Adriano è un uomo che invece probabilmente ha fatto fatica a vivere nella sua realtà, sono cinquant’anni che è un idolo incontrastato. Quando chiunque ti vuole fermare per strada per stringerti la mano diventa difficile avere un’esistenza normale, una vita privata. Sono incuriosito da quest’aspetto della sua vita ma lui non sembra patirne più di tanto, ha i suoi modi di tenere i piedi ben piantati in terra.
Mi porta in una stanza dove c’è un tornio industriale: “Quando ho tempo mi rilasso e realizzo qualcosa, mi piace l’idea di costruire oggetti precisi, il pezzo di una macchina che funziona”. Adriano ha il tempo dentro e non è un caso che a 70 anni conservi la purezza di un bambino, quella purezza che gli fa raccontare le cose come stanno senza giri di parole. Quella purezza che in fondo è anche dell’animale. Da qui il titolo scelto per il disco: “È Lorenzo (Jovanotti) che mi definisce così, perché dice che ho l’istintività e la conseguente capacità di amare che hanno gli animali. Dire le cose come stanno o saper amare ha più a che fare con l’istinto che con altro. L’uomo infatti è più feroce degli animali”.
Parliamo d’amore allora: mi fa sentire la sua versione di La cura. Gli dico che se mentre la si sente si immagina che le parole invece di essere rivolte alla persona amata siano rivolte alla Terra, al nostro pianeta, il pezzo assume addirittura un significato più grande, diventa il contralto ideale allo scenario apocalittico di Sognando Chernobyl.
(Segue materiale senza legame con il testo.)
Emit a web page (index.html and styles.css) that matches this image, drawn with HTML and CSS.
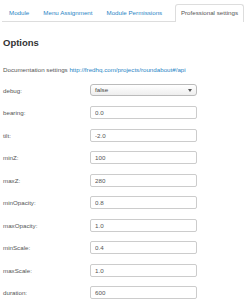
FILE: index.html
```html
<!DOCTYPE html>
<html>
    <head>
        <title>Module settings</title>
        <link rel="stylesheet" href="styles.css">
    </head>
    <body>
        <ul class="tabs">
            <li class="tab"><a href="#">Module</a></li>
            <li class="tab"><a href="#">Menu Assignment</a></li>
            <li class="tab"><a href="#">Module Permissions</a></li>
            <li class="tab active"><a href="#">Professional settings</a></li>
        </ul>
        <div class="pane">
            <h3 class="title">Options</h3>
            <p class="docs">Documentation settings <a href="#">http://fredhq.com/projects/roundabout#/api</a></p>
            <div class="row">
                <label>debug:</label>
                <div class="select">false<span class="caret"></span></div>
            </div>
            <div class="row"><label>bearing:</label><input type="text" value="0.0"></div>
            <div class="row"><label>tilt:</label><input type="text" value="-2.0"></div>
            <div class="row"><label>minZ:</label><input type="text" value="100"></div>
            <div class="row"><label>maxZ:</label><input type="text" value="280"></div>
            <div class="row"><label>minOpacity:</label><input type="text" value="0.8"></div>
            <div class="row"><label>maxOpacity:</label><input type="text" value="1.0"></div>
            <div class="row"><label>minScale:</label><input type="text" value="0.4"></div>
            <div class="row"><label>maxScale:</label><input type="text" value="1.0"></div>
            <div class="row"><label>duration:</label><input type="text" value="600"></div>
        </div>
    </body>
</html>
```
FILE: styles.css
```css
body{
    margin: 0;
    background: #fff;
    font-family: "Liberation Sans", Arial, sans-serif;
    font-size: 6.2px;
    color: #555;
}
a{
    color: #2a85c5;
    text-decoration: none;
}
.tabs{
    display: flex;
    list-style: none;
    margin: 4px 0 0 2px;
    padding: 0;
    width: 242px;
    border-bottom: 1px solid #ddd;
    white-space: nowrap;
}
.tab a{
    display: block;
    padding: 0 6px;
    line-height: 16px;
    border: 1px solid transparent;
    border-bottom: 0;
    border-radius: 3px 3px 0 0;
}
.tab.active{
    margin-left: auto;
}
.tab.active a{
    color: #555;
    background: #fff;
    border-color: #ddd;
    margin-bottom: -1px;
    padding: 0 5px 1px;
}
.pane{
    padding: 0 3px;
}
.title{
    margin: 15px 0 0 0;
    font-size: 9.5px;
    line-height: 12px;
    color: #333;
}
.docs{
    margin: 16px 0 0 0;
    line-height: 9px;
}
.row{
    display: flex;
    align-items: center;
    height: 13px;
    margin-top: 9.5px;
}
.row label{
    width: 87px;
}
.row input{
    box-sizing: border-box;
    width: 107px;
    height: 13px;
    margin: 0;
    padding: 0 4px;
    border: 1px solid #ccc;
    border-radius: 2px;
    font: inherit;
    color: #555;
}
.select{
    position: relative;
    box-sizing: border-box;
    width: 107px;
    height: 12px;
    line-height: 10px;
    padding: 0 4px;
    border: 1px solid #bbb;
    border-radius: 3px;
    background: linear-gradient(#fff, #eee);
    color: #444;
}
.caret{
    position: absolute;
    right: 4px;
    top: 4px;
    border-top: 3px solid #555;
    border-left: 2px solid transparent;
    border-right: 2px solid transparent;
}
```
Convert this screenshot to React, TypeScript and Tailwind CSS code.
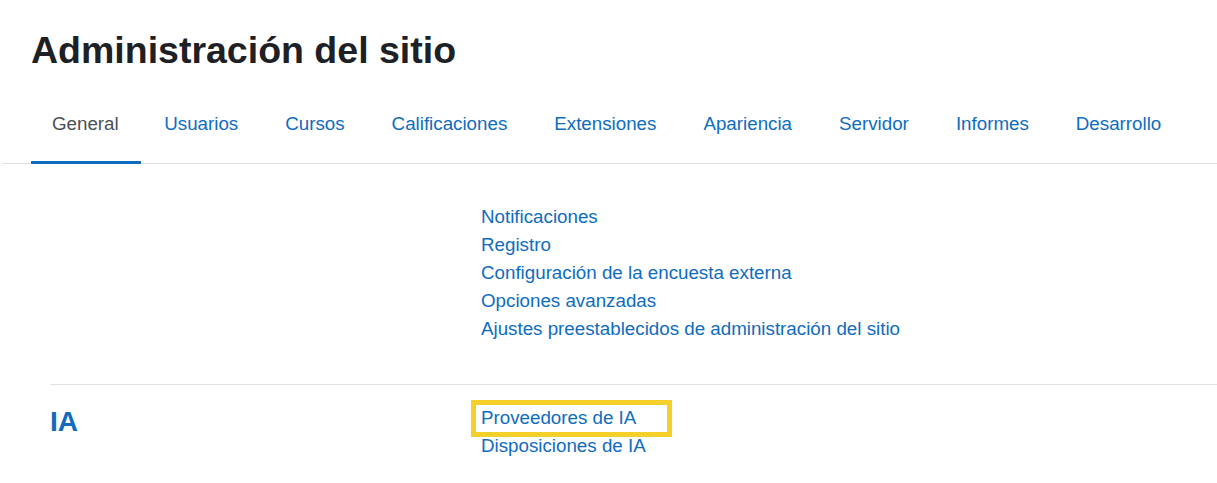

Adriano si illumina: “Infatti forse la vera cura ai mali del mondo resta l’amore, quel tipo di amore disinteressato che ti fa prendere cura delle cose, le conserva, le protegge, ne ha memoria”. Eccolo l’animale, quello che è meno feroce dell’uomo, che non spaventa, non fa paura. Marta lo sa: non siamo di fronte “all’apocalisse secondo Adriano”, ma l’artista senza tempo, con il tempo dentro, in realtà ci sta suggerendo la cura.